## What to work on
Extract the text of every entry below exactly; leave images out.

## Dataset entries
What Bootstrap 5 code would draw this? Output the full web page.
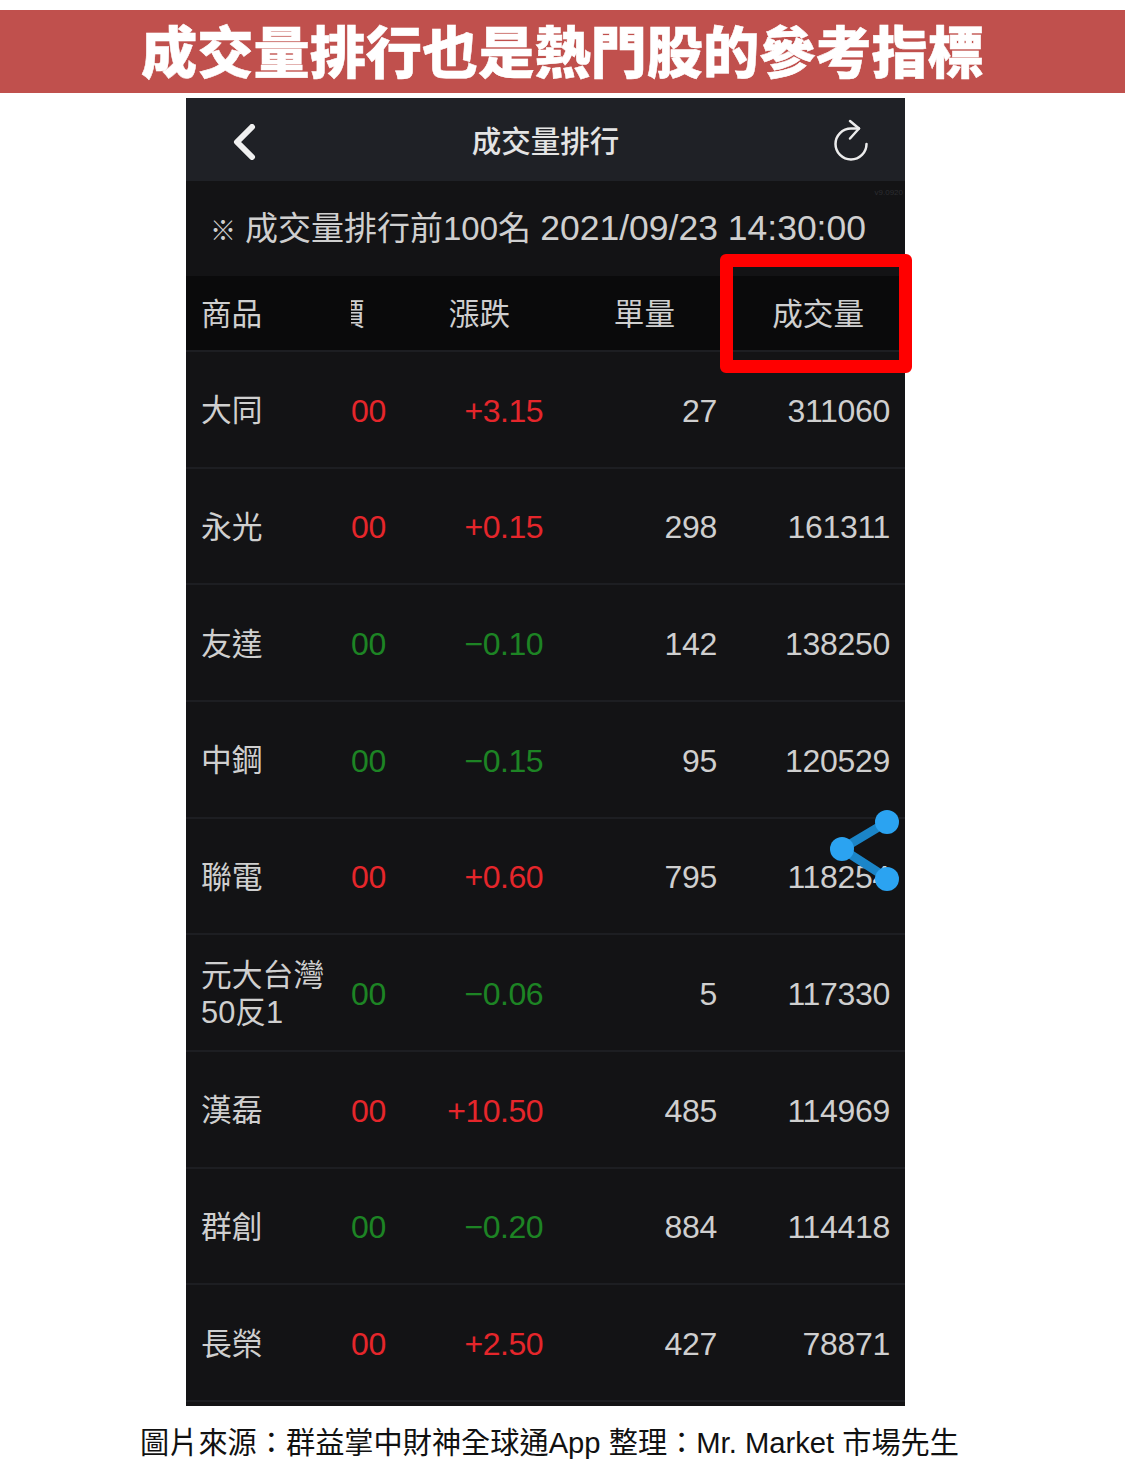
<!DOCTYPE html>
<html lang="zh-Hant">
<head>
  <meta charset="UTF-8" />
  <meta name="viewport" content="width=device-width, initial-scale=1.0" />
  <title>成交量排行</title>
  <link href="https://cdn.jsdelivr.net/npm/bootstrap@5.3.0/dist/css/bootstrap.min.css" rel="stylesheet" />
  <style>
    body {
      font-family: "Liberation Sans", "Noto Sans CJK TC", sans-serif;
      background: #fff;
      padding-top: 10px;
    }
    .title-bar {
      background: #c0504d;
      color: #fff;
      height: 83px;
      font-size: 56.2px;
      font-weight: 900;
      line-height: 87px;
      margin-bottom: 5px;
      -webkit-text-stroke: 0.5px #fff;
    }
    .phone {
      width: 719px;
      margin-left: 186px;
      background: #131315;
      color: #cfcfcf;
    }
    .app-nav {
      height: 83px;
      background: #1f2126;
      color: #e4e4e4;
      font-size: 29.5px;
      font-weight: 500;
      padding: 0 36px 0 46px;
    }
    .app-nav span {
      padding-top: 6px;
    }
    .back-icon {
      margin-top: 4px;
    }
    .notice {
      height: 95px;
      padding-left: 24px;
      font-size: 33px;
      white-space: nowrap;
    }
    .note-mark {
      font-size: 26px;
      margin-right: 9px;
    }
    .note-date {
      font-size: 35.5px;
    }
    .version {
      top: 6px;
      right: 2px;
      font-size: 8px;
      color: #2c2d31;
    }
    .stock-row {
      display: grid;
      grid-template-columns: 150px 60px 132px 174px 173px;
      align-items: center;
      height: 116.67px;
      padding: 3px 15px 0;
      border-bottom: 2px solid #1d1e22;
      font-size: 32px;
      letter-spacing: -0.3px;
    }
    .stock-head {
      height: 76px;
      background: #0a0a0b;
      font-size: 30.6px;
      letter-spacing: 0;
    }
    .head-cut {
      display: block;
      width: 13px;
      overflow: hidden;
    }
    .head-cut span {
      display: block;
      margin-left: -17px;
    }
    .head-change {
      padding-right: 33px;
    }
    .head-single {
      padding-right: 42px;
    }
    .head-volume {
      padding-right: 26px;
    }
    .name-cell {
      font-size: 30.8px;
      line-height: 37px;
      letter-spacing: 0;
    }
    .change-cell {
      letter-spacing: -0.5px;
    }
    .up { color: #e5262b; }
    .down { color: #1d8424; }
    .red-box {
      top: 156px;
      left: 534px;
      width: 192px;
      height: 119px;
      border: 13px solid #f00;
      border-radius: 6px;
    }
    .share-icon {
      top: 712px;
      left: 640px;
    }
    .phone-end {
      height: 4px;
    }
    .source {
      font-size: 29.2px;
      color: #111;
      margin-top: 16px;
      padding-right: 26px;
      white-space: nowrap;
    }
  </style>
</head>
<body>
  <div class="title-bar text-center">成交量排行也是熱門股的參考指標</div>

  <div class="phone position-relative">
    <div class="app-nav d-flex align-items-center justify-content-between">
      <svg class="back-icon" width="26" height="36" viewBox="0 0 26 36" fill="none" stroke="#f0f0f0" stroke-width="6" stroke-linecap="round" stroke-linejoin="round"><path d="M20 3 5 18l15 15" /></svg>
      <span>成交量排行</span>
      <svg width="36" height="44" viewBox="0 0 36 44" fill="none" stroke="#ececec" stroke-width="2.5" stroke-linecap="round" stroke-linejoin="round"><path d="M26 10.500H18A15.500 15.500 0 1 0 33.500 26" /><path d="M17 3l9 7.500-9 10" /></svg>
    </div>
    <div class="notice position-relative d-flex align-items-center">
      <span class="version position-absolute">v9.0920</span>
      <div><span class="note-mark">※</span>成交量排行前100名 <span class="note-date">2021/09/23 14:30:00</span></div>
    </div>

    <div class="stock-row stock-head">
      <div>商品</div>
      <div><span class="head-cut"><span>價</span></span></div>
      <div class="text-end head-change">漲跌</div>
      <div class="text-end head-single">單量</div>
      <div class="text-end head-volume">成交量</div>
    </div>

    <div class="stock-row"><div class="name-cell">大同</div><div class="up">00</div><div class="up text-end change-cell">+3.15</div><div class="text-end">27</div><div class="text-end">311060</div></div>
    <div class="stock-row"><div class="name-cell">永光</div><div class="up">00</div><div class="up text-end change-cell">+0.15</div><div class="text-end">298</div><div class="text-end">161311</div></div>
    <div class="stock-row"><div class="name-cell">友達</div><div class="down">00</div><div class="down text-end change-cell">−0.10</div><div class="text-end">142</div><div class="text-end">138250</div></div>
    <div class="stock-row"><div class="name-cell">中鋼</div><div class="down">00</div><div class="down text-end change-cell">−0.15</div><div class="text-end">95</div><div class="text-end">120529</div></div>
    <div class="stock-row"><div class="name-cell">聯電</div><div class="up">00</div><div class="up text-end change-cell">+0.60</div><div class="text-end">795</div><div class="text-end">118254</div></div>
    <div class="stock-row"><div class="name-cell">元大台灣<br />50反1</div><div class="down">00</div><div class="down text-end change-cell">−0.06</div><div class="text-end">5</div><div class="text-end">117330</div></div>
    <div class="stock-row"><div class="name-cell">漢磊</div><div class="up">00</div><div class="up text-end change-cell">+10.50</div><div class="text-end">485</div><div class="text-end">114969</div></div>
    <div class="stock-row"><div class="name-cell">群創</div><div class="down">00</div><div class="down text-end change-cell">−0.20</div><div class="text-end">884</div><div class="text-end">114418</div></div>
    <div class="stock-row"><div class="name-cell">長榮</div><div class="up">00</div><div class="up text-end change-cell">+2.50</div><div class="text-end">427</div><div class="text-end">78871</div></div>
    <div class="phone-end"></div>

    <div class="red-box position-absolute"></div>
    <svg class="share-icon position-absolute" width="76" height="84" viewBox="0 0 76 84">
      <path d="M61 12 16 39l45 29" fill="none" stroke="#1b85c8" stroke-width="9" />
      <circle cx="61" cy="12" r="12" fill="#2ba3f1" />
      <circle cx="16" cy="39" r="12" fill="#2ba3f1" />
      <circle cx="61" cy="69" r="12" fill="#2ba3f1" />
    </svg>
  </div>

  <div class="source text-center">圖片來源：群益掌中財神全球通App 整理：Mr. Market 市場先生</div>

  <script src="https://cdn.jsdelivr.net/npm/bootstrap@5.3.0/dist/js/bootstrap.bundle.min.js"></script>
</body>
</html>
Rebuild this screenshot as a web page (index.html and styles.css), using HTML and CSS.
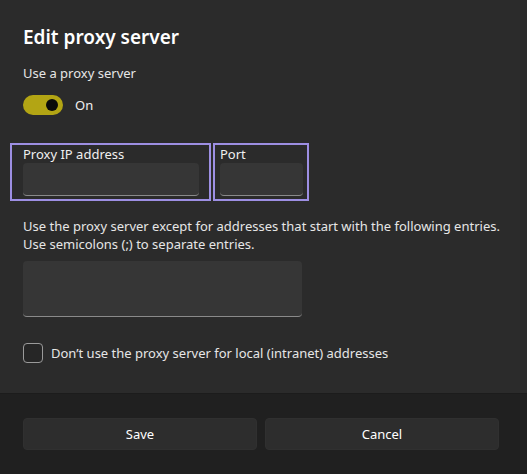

## Exercise result
What Bootstrap 5 code would draw this? Output the full web page.
<!DOCTYPE html>
<html lang="zh-Hant">
<head>
  <meta charset="UTF-8" />
  <meta name="viewport" content="width=device-width, initial-scale=1.0" />
  <title>成交量排行</title>
  <link href="https://cdn.jsdelivr.net/npm/bootstrap@5.3.0/dist/css/bootstrap.min.css" rel="stylesheet" />
  <style>
    body {
      font-family: "Liberation Sans", "Noto Sans CJK TC", sans-serif;
      background: #fff;
      padding-top: 10px;
    }
    .title-bar {
      background: #c0504d;
      color: #fff;
      height: 83px;
      font-size: 56.2px;
      font-weight: 900;
      line-height: 87px;
      margin-bottom: 5px;
      -webkit-text-stroke: 0.5px #fff;
    }
    .phone {
      width: 719px;
      margin-left: 186px;
      background: #131315;
      color: #cfcfcf;
    }
    .app-nav {
      height: 83px;
      background: #1f2126;
      color: #e4e4e4;
      font-size: 29.5px;
      font-weight: 500;
      padding: 0 36px 0 46px;
    }
    .app-nav span {
      padding-top: 6px;
    }
    .back-icon {
      margin-top: 4px;
    }
    .notice {
      height: 95px;
      padding-left: 24px;
      font-size: 33px;
      white-space: nowrap;
    }
    .note-mark {
      font-size: 26px;
      margin-right: 9px;
    }
    .note-date {
      font-size: 35.5px;
    }
    .version {
      top: 6px;
      right: 2px;
      font-size: 8px;
      color: #2c2d31;
    }
    .stock-row {
      display: grid;
      grid-template-columns: 150px 60px 132px 174px 173px;
      align-items: center;
      height: 116.67px;
      padding: 3px 15px 0;
      border-bottom: 2px solid #1d1e22;
      font-size: 32px;
      letter-spacing: -0.3px;
    }
    .stock-head {
      height: 76px;
      background: #0a0a0b;
      font-size: 30.6px;
      letter-spacing: 0;
    }
    .head-cut {
      display: block;
      width: 13px;
      overflow: hidden;
    }
    .head-cut span {
      display: block;
      margin-left: -17px;
    }
    .head-change {
      padding-right: 33px;
    }
    .head-single {
      padding-right: 42px;
    }
    .head-volume {
      padding-right: 26px;
    }
    .name-cell {
      font-size: 30.8px;
      line-height: 37px;
      letter-spacing: 0;
    }
    .change-cell {
      letter-spacing: -0.5px;
    }
    .up { color: #e5262b; }
    .down { color: #1d8424; }
    .red-box {
      top: 156px;
      left: 534px;
      width: 192px;
      height: 119px;
      border: 13px solid #f00;
      border-radius: 6px;
    }
    .share-icon {
      top: 712px;
      left: 640px;
    }
    .phone-end {
      height: 4px;
    }
    .source {
      font-size: 29.2px;
      color: #111;
      margin-top: 16px;
      padding-right: 26px;
      white-space: nowrap;
    }
  </style>
</head>
<body>
  <div class="title-bar text-center">成交量排行也是熱門股的參考指標</div>

  <div class="phone position-relative">
    <div class="app-nav d-flex align-items-center justify-content-between">
      <svg class="back-icon" width="26" height="36" viewBox="0 0 26 36" fill="none" stroke="#f0f0f0" stroke-width="6" stroke-linecap="round" stroke-linejoin="round"><path d="M20 3 5 18l15 15" /></svg>
      <span>成交量排行</span>
      <svg width="36" height="44" viewBox="0 0 36 44" fill="none" stroke="#ececec" stroke-width="2.5" stroke-linecap="round" stroke-linejoin="round"><path d="M26 10.500H18A15.500 15.500 0 1 0 33.500 26" /><path d="M17 3l9 7.500-9 10" /></svg>
    </div>
    <div class="notice position-relative d-flex align-items-center">
      <span class="version position-absolute">v9.0920</span>
      <div><span class="note-mark">※</span>成交量排行前100名 <span class="note-date">2021/09/23 14:30:00</span></div>
    </div>

    <div class="stock-row stock-head">
      <div>商品</div>
      <div><span class="head-cut"><span>價</span></span></div>
      <div class="text-end head-change">漲跌</div>
      <div class="text-end head-single">單量</div>
      <div class="text-end head-volume">成交量</div>
    </div>

    <div class="stock-row"><div class="name-cell">大同</div><div class="up">00</div><div class="up text-end change-cell">+3.15</div><div class="text-end">27</div><div class="text-end">311060</div></div>
    <div class="stock-row"><div class="name-cell">永光</div><div class="up">00</div><div class="up text-end change-cell">+0.15</div><div class="text-end">298</div><div class="text-end">161311</div></div>
    <div class="stock-row"><div class="name-cell">友達</div><div class="down">00</div><div class="down text-end change-cell">−0.10</div><div class="text-end">142</div><div class="text-end">138250</div></div>
    <div class="stock-row"><div class="name-cell">中鋼</div><div class="down">00</div><div class="down text-end change-cell">−0.15</div><div class="text-end">95</div><div class="text-end">120529</div></div>
    <div class="stock-row"><div class="name-cell">聯電</div><div class="up">00</div><div class="up text-end change-cell">+0.60</div><div class="text-end">795</div><div class="text-end">118254</div></div>
    <div class="stock-row"><div class="name-cell">元大台灣<br />50反1</div><div class="down">00</div><div class="down text-end change-cell">−0.06</div><div class="text-end">5</div><div class="text-end">117330</div></div>
    <div class="stock-row"><div class="name-cell">漢磊</div><div class="up">00</div><div class="up text-end change-cell">+10.50</div><div class="text-end">485</div><div class="text-end">114969</div></div>
    <div class="stock-row"><div class="name-cell">群創</div><div class="down">00</div><div class="down text-end change-cell">−0.20</div><div class="text-end">884</div><div class="text-end">114418</div></div>
    <div class="stock-row"><div class="name-cell">長榮</div><div class="up">00</div><div class="up text-end change-cell">+2.50</div><div class="text-end">427</div><div class="text-end">78871</div></div>
    <div class="phone-end"></div>

    <div class="red-box position-absolute"></div>
    <svg class="share-icon position-absolute" width="76" height="84" viewBox="0 0 76 84">
      <path d="M61 12 16 39l45 29" fill="none" stroke="#1b85c8" stroke-width="9" />
      <circle cx="61" cy="12" r="12" fill="#2ba3f1" />
      <circle cx="16" cy="39" r="12" fill="#2ba3f1" />
      <circle cx="61" cy="69" r="12" fill="#2ba3f1" />
    </svg>
  </div>

  <div class="source text-center">圖片來源：群益掌中財神全球通App 整理：Mr. Market 市場先生</div>

  <script src="https://cdn.jsdelivr.net/npm/bootstrap@5.3.0/dist/js/bootstrap.bundle.min.js"></script>
</body>
</html>
Rebuild this screenshot as a web page (index.html and styles.css), using HTML and CSS.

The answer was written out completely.